The most essential thing to remember about dry sparklers such as Lodi’s LVVR’s botlings is that they are basically like light, tart, steely dry white wines; only, with the addition of yeasty sensations (akin to the smell of rising bread) and palate-cleansing bubbles. Thus, the ideal dishes for such sparklers are those that are complimented by lemony tart, yeasty sensations; such as
• Raw oysters with vinegary mignonette
• Shrimp marinated in lemon or lime
• Shellfish ceviche (shrimp or scallops marinated in citrus juice)
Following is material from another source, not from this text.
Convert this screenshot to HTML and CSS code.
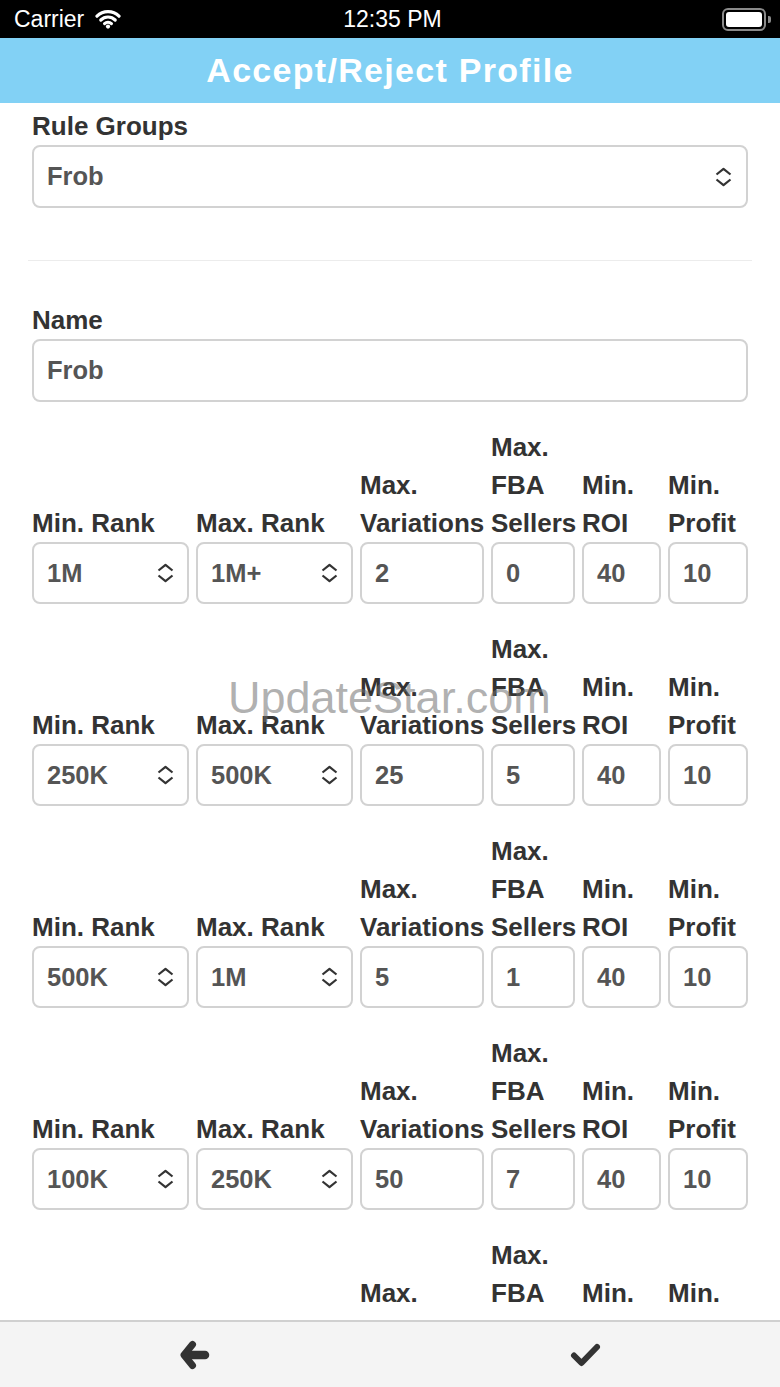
FILE: index.html
```html
<!DOCTYPE html>
<html lang="en">
<head>
<meta charset="UTF-8" />
<meta name="viewport" content="width=device-width, initial-scale=1" />
<title>Accept/Reject Profile</title>
<link rel="stylesheet" href="styles.css">
</head>
<body>

<div class="screen">

  <div class="status-bar">
    <div class="status-left">
      <span>Carrier</span>
      <svg class="wifi" width="26" height="20" viewBox="0 0 26 20">
        <path d="M2 7.2 A15.5 15.5 0 0 1 24 7.2" />
        <path d="M5.8 11 A10.2 10.2 0 0 1 20.2 11" />
        <path d="M9.6 14.6 A4.9 4.9 0 0 1 16.4 14.6" />
        <circle cx="13" cy="17.6" r="2.1" />
      </svg>
    </div>
    <div class="status-time">12:35 PM</div>
    <div class="status-right">
      <div class="battery"><div class="battery-fill"></div></div>
      <div class="battery-nub"></div>
    </div>
  </div>

  <header class="title-bar">
    <h1>Accept/Reject Profile</h1>
  </header>

  <main class="content">

    <div class="field">
      <label>Rule Groups</label>
      <div class="box box-wide">
        <span>Frob</span>
        <svg class="updown" width="19" height="20" viewBox="0 0 19 20"><path d="M2.5 7.5 L9.5 1.8 L16.5 7.5 M2.5 12.5 L9.5 18.2 L16.5 12.5" /></svg>
      </div>
    </div>

    <hr class="divider">

    <div class="field">
      <label>Name</label>
      <div class="box box-wide"><span>Frob</span></div>
    </div>

    <div class="rule-row">
      <div class="cell"><label>Min. Rank</label><div class="box"><span>1M</span><svg class="updown" width="19" height="20" viewBox="0 0 19 20"><path d="M2.5 7.5 L9.5 1.8 L16.5 7.5 M2.5 12.5 L9.5 18.2 L16.5 12.5" /></svg></div></div>
      <div class="cell"><label>Max. Rank</label><div class="box"><span>1M+</span><svg class="updown" width="19" height="20" viewBox="0 0 19 20"><path d="M2.5 7.5 L9.5 1.8 L16.5 7.5 M2.5 12.5 L9.5 18.2 L16.5 12.5" /></svg></div></div>
      <div class="cell"><label>Max. Variations</label><div class="box"><span>2</span></div></div>
      <div class="cell"><label>Max. FBA Sellers</label><div class="box"><span>0</span></div></div>
      <div class="cell"><label>Min. ROI</label><div class="box"><span>40</span></div></div>
      <div class="cell"><label>Min. Profit</label><div class="box"><span>10</span></div></div>
    </div>

    <div class="rule-row">
      <div class="cell"><label>Min. Rank</label><div class="box"><span>250K</span><svg class="updown" width="19" height="20" viewBox="0 0 19 20"><path d="M2.5 7.5 L9.5 1.8 L16.5 7.5 M2.5 12.5 L9.5 18.2 L16.5 12.5" /></svg></div></div>
      <div class="cell"><label>Max. Rank</label><div class="box"><span>500K</span><svg class="updown" width="19" height="20" viewBox="0 0 19 20"><path d="M2.5 7.5 L9.5 1.8 L16.5 7.5 M2.5 12.5 L9.5 18.2 L16.5 12.5" /></svg></div></div>
      <div class="cell"><label>Max. Variations</label><div class="box"><span>25</span></div></div>
      <div class="cell"><label>Max. FBA Sellers</label><div class="box"><span>5</span></div></div>
      <div class="cell"><label>Min. ROI</label><div class="box"><span>40</span></div></div>
      <div class="cell"><label>Min. Profit</label><div class="box"><span>10</span></div></div>
    </div>

    <div class="rule-row">
      <div class="cell"><label>Min. Rank</label><div class="box"><span>500K</span><svg class="updown" width="19" height="20" viewBox="0 0 19 20"><path d="M2.5 7.5 L9.5 1.8 L16.5 7.5 M2.5 12.5 L9.5 18.2 L16.5 12.5" /></svg></div></div>
      <div class="cell"><label>Max. Rank</label><div class="box"><span>1M</span><svg class="updown" width="19" height="20" viewBox="0 0 19 20"><path d="M2.5 7.5 L9.5 1.8 L16.5 7.5 M2.5 12.5 L9.5 18.2 L16.5 12.5" /></svg></div></div>
      <div class="cell"><label>Max. Variations</label><div class="box"><span>5</span></div></div>
      <div class="cell"><label>Max. FBA Sellers</label><div class="box"><span>1</span></div></div>
      <div class="cell"><label>Min. ROI</label><div class="box"><span>40</span></div></div>
      <div class="cell"><label>Min. Profit</label><div class="box"><span>10</span></div></div>
    </div>

    <div class="rule-row">
      <div class="cell"><label>Min. Rank</label><div class="box"><span>100K</span><svg class="updown" width="19" height="20" viewBox="0 0 19 20"><path d="M2.5 7.5 L9.5 1.8 L16.5 7.5 M2.5 12.5 L9.5 18.2 L16.5 12.5" /></svg></div></div>
      <div class="cell"><label>Max. Rank</label><div class="box"><span>250K</span><svg class="updown" width="19" height="20" viewBox="0 0 19 20"><path d="M2.5 7.5 L9.5 1.8 L16.5 7.5 M2.5 12.5 L9.5 18.2 L16.5 12.5" /></svg></div></div>
      <div class="cell"><label>Max. Variations</label><div class="box"><span>50</span></div></div>
      <div class="cell"><label>Max. FBA Sellers</label><div class="box"><span>7</span></div></div>
      <div class="cell"><label>Min. ROI</label><div class="box"><span>40</span></div></div>
      <div class="cell"><label>Min. Profit</label><div class="box"><span>10</span></div></div>
    </div>

    <div class="rule-row">
      <div class="cell"><label>Min. Rank</label><div class="box"><span>1</span><svg class="updown" width="19" height="20" viewBox="0 0 19 20"><path d="M2.5 7.5 L9.5 1.8 L16.5 7.5 M2.5 12.5 L9.5 18.2 L16.5 12.5" /></svg></div></div>
      <div class="cell"><label>Max. Rank</label><div class="box"><span>100K</span><svg class="updown" width="19" height="20" viewBox="0 0 19 20"><path d="M2.5 7.5 L9.5 1.8 L16.5 7.5 M2.5 12.5 L9.5 18.2 L16.5 12.5" /></svg></div></div>
      <div class="cell"><label>Max. Variations</label><div class="box"><span>100</span></div></div>
      <div class="cell"><label>Max. FBA Sellers</label><div class="box"><span>10</span></div></div>
      <div class="cell"><label>Min. ROI</label><div class="box"><span>40</span></div></div>
      <div class="cell"><label>Min. Profit</label><div class="box"><span>10</span></div></div>
    </div>

  </main>

  <footer class="toolbar">
    <div class="tool-button">
      <svg class="back" width="30" height="30" viewBox="0 0 30 30">
        <path class="shaft" d="M7 15 L25 15" />
        <path d="M12.5 4.5 L4 15 L12.5 25.5" />
      </svg>
    </div>
    <div class="tool-button">
      <svg class="check" width="31" height="24" viewBox="0 0 31 24">
        <path d="M4 12.5 L11.5 20 L27 4" />
      </svg>
    </div>
  </footer>

  <div class="watermark">UpdateStar.com</div>

</div>

</body>
</html>
```

FILE: styles.css
```css
body {
  margin: 0;
  font-family: "Liberation Sans", Arial, sans-serif;
  background: #fff;
}
.screen {
  position: relative;
  height: 100vh;
  display: flex;
  flex-direction: column;
  overflow: hidden;
}
.status-bar {
  height: 38px;
  flex: none;
  background: #000;
  color: #fff;
  font-size: 23px;
  display: grid;
  grid-template-columns: 1fr auto 1fr;
  align-items: center;
  padding: 0 9px 0 14px;
}
.status-left {
  display: flex;
  align-items: center;
  gap: 11px;
}
.wifi path {
  fill: none;
  stroke: #fff;
  stroke-width: 3.2;
  stroke-linecap: round;
}
.wifi circle {
  fill: #fff;
}
.status-right {
  display: flex;
  align-items: center;
  justify-content: flex-end;
  gap: 2px;
}
.battery {
  width: 36px;
  height: 15px;
  border: 2px solid #8a8a8a;
  border-radius: 6px;
  padding: 2px;
}
.battery-fill {
  height: 100%;
  background: #fff;
  border-radius: 3px;
}
.battery-nub {
  width: 3px;
  height: 7px;
  background: #8a8a8a;
  border-radius: 0 2px 2px 0;
}
.title-bar {
  height: 65px;
  flex: none;
  background: #82d1f5;
  display: flex;
  align-items: center;
  justify-content: center;
}
.title-bar h1 {
  margin: 0;
  color: #fff;
  font-size: 34px;
  font-weight: bold;
  letter-spacing: 1.3px;
}
.content {
  flex: 1;
  overflow: hidden;
  padding: 4px 32px 0;
}
label {
  display: block;
  color: #333;
  font-size: 26px;
  font-weight: bold;
  line-height: 38px;
  white-space: normal;
}
.box {
  height: 62px;
  box-sizing: border-box;
  border: 2px solid #d2d2d2;
  border-radius: 8px;
  display: flex;
  align-items: center;
  justify-content: space-between;
  padding: 0 12px 0 13px;
  color: #555;
  font-size: 25.5px;
  font-weight: bold;
}
.box-wide {
  height: 63px;
  padding-right: 13px;
}
.updown path {
  fill: none;
  stroke: #333;
  stroke-width: 2.2;
  stroke-linejoin: round;
}
.divider {
  border: none;
  border-top: 1px solid #ececec;
  margin: 52px -4px 40px;
}
.rule-row {
  display: grid;
  grid-template-columns: 157px 157px 124px 84px 79px 80px;
  gap: 7px;
  margin-top: 26px;
}
.cell {
  display: flex;
  flex-direction: column;
  justify-content: flex-end;
}
.toolbar {
  height: 65px;
  flex: none;
  background: #f4f4f4;
  border-top: 2px solid #d0d0d0;
  display: flex;
}
.tool-button {
  flex: 1;
  display: flex;
  align-items: center;
  justify-content: center;
}
.back path, .check path {
  fill: none;
  stroke: #333;
  stroke-linecap: round;
  stroke-linejoin: round;
}
.back path {
  stroke-width: 7;
}
.back .shaft {
  stroke-width: 8.5;
}
.check path {
  stroke-width: 6;
}
.watermark {
  position: absolute;
  left: 228px;
  top: 675px;
  font-size: 45px;
  line-height: 1;
  color: rgba(110, 110, 110, 0.55);
  pointer-events: none;
}
```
• Crab cakes with lemon aioli
• White fowl (chicken, turkey, game hen, squab or pheasant); especially brined or citrusy
• Slightly tart, earthy goat milk cheeses (almost any Chèvre)
A favorite appetizer served by Lodi’s Wine & Roses Hotel Executive Chef John Hitchcock is a Yukon Gold blini with caviar, crème fraiche and lemon zest. With dry sparkling wines, the briny taste of caviar takes on a brightly fruited taste, while the tart quality of sparklers help balance the taste of the crème fraiche and lemon.
Finally, here’s an idea anyone can love: little holiday bowls of luxuriously creamy yet savory lobster mac ‘n cheese. Lobster meat, after all, absolutely screams for citrusy tart white wine, and ultra-dry sparkling wines cut through the taste of cheeses like Gruyère and Cheddar like hot knives through butter.